* WORK TO BE COMPLETED
Write out the entire listing below exactly, with the pictures left out.
# start of DATASET CONTENT
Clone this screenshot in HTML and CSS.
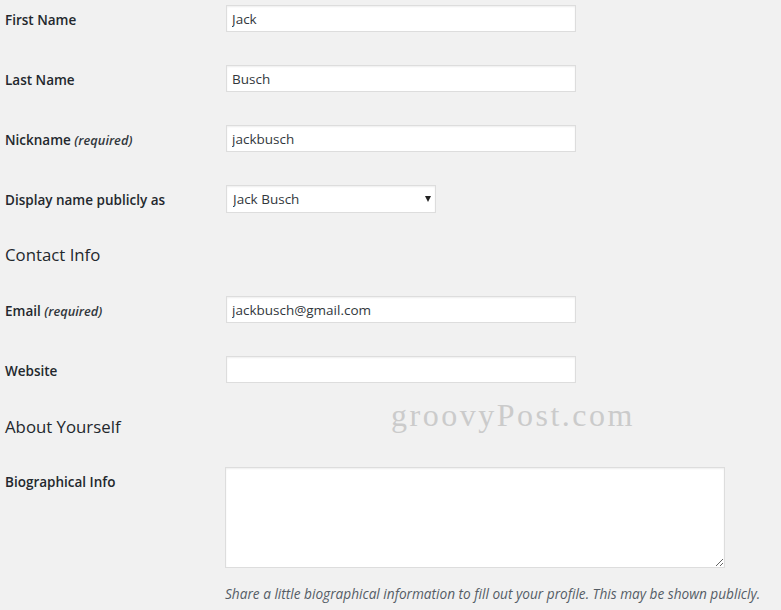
FILE: index.html
```html
<!DOCTYPE html>
<html lang="en">
<head>
<meta charset="utf-8">
<title>Profile</title>
<link rel="stylesheet" href="styles.css">
</head>
<body>
<div class="page">
  <div class="row">
    <label class="label" for="first">First Name</label>
    <input class="text-input" id="first" type="text" value="Jack">
  </div>
  <div class="row">
    <label class="label" for="last">Last Name</label>
    <input class="text-input" id="last" type="text" value="Busch">
  </div>
  <div class="row">
    <label class="label" for="nick">Nickname <span class="req">(required)</span></label>
    <input class="text-input" id="nick" type="text" value="jackbusch">
  </div>
  <div class="row">
    <label class="label" for="display">Display name publicly as</label>
    <div class="select-wrap">
      <select class="select" id="display">
        <option>Jack Busch</option>
      </select>
      <span class="arrow"></span>
    </div>
  </div>

  <h2 class="section-title">Contact Info</h2>

  <div class="row">
    <label class="label" for="email">Email <span class="req">(required)</span></label>
    <input class="text-input" id="email" type="text" value="jackbusch@gmail.com">
  </div>
  <div class="row">
    <label class="label" for="web">Website</label>
    <input class="text-input" id="web" type="text" value="">
  </div>

  <h2 class="section-title about">About Yourself</h2>

  <div class="row bio-row">
    <label class="label" for="bio">Biographical Info</label>
    <div class="bio-field">
      <textarea class="textarea" id="bio"></textarea>
      <p class="description">Share a little biographical information to fill out your profile. This may be shown publicly.</p>
    </div>
  </div>

  <div class="watermark">groovyPost.com</div>
</div>
</body>
</html>
```

FILE: styles.css
```css
html, body {
  margin: 0;
  padding: 0;
  background: #f1f1f1;
}

body {
  font-family: "Open Sans", "Noto Sans", sans-serif;
  font-size: 14px;
  color: #23282d;
}

.page {
  position: relative;
  padding: 0 5px;
}

.row {
  display: flex;
  align-items: flex-start;
  height: 60px;
  padding-top: 5px;
  box-sizing: border-box;
}

.label {
  width: 221px;
  flex: none;
  font-weight: 600;
  font-size: 13.5px;
  line-height: 27px;
  padding-top: 2px;
  color: #23282d;
}

.req {
  font-style: italic;
  font-weight: 600;
  font-size: 12.8px;
  color: #32373c;
}

.text-input {
  width: 350px;
  height: 27px;
  box-sizing: border-box;
  margin: 0;
  border: 1px solid #ddd;
  box-shadow: inset 0 1px 2px rgba(0, 0, 0, 0.07);
  background: #fff;
  padding: 0 5px;
  font-family: inherit;
  font-size: 13.5px;
  color: #32373c;
  outline: none;
}

.select-wrap {
  position: relative;
  width: 210px;
  height: 28px;
}

.select {
  appearance: none;
  -webkit-appearance: none;
  width: 210px;
  height: 28px;
  box-sizing: border-box;
  margin: 0;
  border: 1px solid #ddd;
  box-shadow: inset 0 1px 2px rgba(0, 0, 0, 0.07);
  background: #fff;
  padding: 0 20px 0 6px;
  font-family: inherit;
  font-size: 13.5px;
  color: #32373c;
  border-radius: 0;
  outline: none;
}

.arrow {
  position: absolute;
  right: 5px;
  top: 11px;
  width: 0;
  height: 0;
  border-left: 3.5px solid transparent;
  border-right: 3.5px solid transparent;
  border-top: 6px solid #222;
  pointer-events: none;
}

.section-title {
  margin: 0;
  height: 51px;
  padding-top: 4px;
  box-sizing: border-box;
  font-size: 16.8px;
  font-weight: 400;
  line-height: 22px;
  color: #23282d;
}

.section-title.about {
  padding-top: 5px;
  font-weight: 500;
}

.bio-row {
  height: auto;
}

.bio-field {
  margin-left: -1px;
}

.textarea {
  display: block;
  width: 500px;
  height: 101px;
  box-sizing: border-box;
  margin: 0;
  border: 1px solid #ddd;
  box-shadow: inset 0 1px 2px rgba(0, 0, 0, 0.07);
  background: #fff;
  font-family: inherit;
  font-size: 13.5px;
  outline: none;
}

.description {
  margin: 16px 0 0;
  font-style: italic;
  font-size: 13.65px;
  line-height: 20px;
  color: #555d66;
  white-space: nowrap;
}

.watermark {
  position: absolute;
  left: 391px;
  top: 397px;
  font-family: "Liberation Serif", "Times New Roman", serif;
  font-size: 32px;
  letter-spacing: 2.5px;
  color: #cbcbcb;
  pointer-events: none;
}
```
# end of DATASET CONTENT
* TASK RESULT
Clone this screenshot in HTML and CSS.
FILE: index.html
```html
<!DOCTYPE html>
<html lang="en">
<head>
<meta charset="utf-8">
<title>Profile</title>
<link rel="stylesheet" href="styles.css">
</head>
<body>
<div class="page">
  <div class="row">
    <label class="label" for="first">First Name</label>
    <input class="text-input" id="first" type="text" value="Jack">
  </div>
  <div class="row">
    <label class="label" for="last">Last Name</label>
    <input class="text-input" id="last" type="text" value="Busch">
  </div>
  <div class="row">
    <label class="label" for="nick">Nickname <span class="req">(required)</span></label>
    <input class="text-input" id="nick" type="text" value="jackbusch">
  </div>
  <div class="row">
    <label class="label" for="display">Display name publicly as</label>
    <div class="select-wrap">
      <select class="select" id="display">
        <option>Jack Busch</option>
      </select>
      <span class="arrow"></span>
    </div>
  </div>

  <h2 class="section-title">Contact Info</h2>

  <div class="row">
    <label class="label" for="email">Email <span class="req">(required)</span></label>
    <input class="text-input" id="email" type="text" value="jackbusch@gmail.com">
  </div>
  <div class="row">
    <label class="label" for="web">Website</label>
    <input class="text-input" id="web" type="text" value="">
  </div>

  <h2 class="section-title about">About Yourself</h2>

  <div class="row bio-row">
    <label class="label" for="bio">Biographical Info</label>
    <div class="bio-field">
      <textarea class="textarea" id="bio"></textarea>
      <p class="description">Share a little biographical information to fill out your profile. This may be shown publicly.</p>
    </div>
  </div>

  <div class="watermark">groovyPost.com</div>
</div>
</body>
</html>
```

FILE: styles.css
```css
html, body {
  margin: 0;
  padding: 0;
  background: #f1f1f1;
}

body {
  font-family: "Open Sans", "Noto Sans", sans-serif;
  font-size: 14px;
  color: #23282d;
}

.page {
  position: relative;
  padding: 0 5px;
}

.row {
  display: flex;
  align-items: flex-start;
  height: 60px;
  padding-top: 5px;
  box-sizing: border-box;
}

.label {
  width: 221px;
  flex: none;
  font-weight: 600;
  font-size: 13.5px;
  line-height: 27px;
  padding-top: 2px;
  color: #23282d;
}

.req {
  font-style: italic;
  font-weight: 600;
  font-size: 12.8px;
  color: #32373c;
}

.text-input {
  width: 350px;
  height: 27px;
  box-sizing: border-box;
  margin: 0;
  border: 1px solid #ddd;
  box-shadow: inset 0 1px 2px rgba(0, 0, 0, 0.07);
  background: #fff;
  padding: 0 5px;
  font-family: inherit;
  font-size: 13.5px;
  color: #32373c;
  outline: none;
}

.select-wrap {
  position: relative;
  width: 210px;
  height: 28px;
}

.select {
  appearance: none;
  -webkit-appearance: none;
  width: 210px;
  height: 28px;
  box-sizing: border-box;
  margin: 0;
  border: 1px solid #ddd;
  box-shadow: inset 0 1px 2px rgba(0, 0, 0, 0.07);
  background: #fff;
  padding: 0 20px 0 6px;
  font-family: inherit;
  font-size: 13.5px;
  color: #32373c;
  border-radius: 0;
  outline: none;
}

.arrow {
  position: absolute;
  right: 5px;
  top: 11px;
  width: 0;
  height: 0;
  border-left: 3.5px solid transparent;
  border-right: 3.5px solid transparent;
  border-top: 6px solid #222;
  pointer-events: none;
}

.section-title {
  margin: 0;
  height: 51px;
  padding-top: 4px;
  box-sizing: border-box;
  font-size: 16.8px;
  font-weight: 400;
  line-height: 22px;
  color: #23282d;
}

.section-title.about {
  padding-top: 5px;
  font-weight: 500;
}

.bio-row {
  height: auto;
}

.bio-field {
  margin-left: -1px;
}

.textarea {
  display: block;
  width: 500px;
  height: 101px;
  box-sizing: border-box;
  margin: 0;
  border: 1px solid #ddd;
  box-shadow: inset 0 1px 2px rgba(0, 0, 0, 0.07);
  background: #fff;
  font-family: inherit;
  font-size: 13.5px;
  outline: none;
}

.description {
  margin: 16px 0 0;
  font-style: italic;
  font-size: 13.65px;
  line-height: 20px;
  color: #555d66;
  white-space: nowrap;
}

.watermark {
  position: absolute;
  left: 391px;
  top: 397px;
  font-family: "Liberation Serif", "Times New Roman", serif;
  font-size: 32px;
  letter-spacing: 2.5px;
  color: #cbcbcb;
  pointer-events: none;
}
```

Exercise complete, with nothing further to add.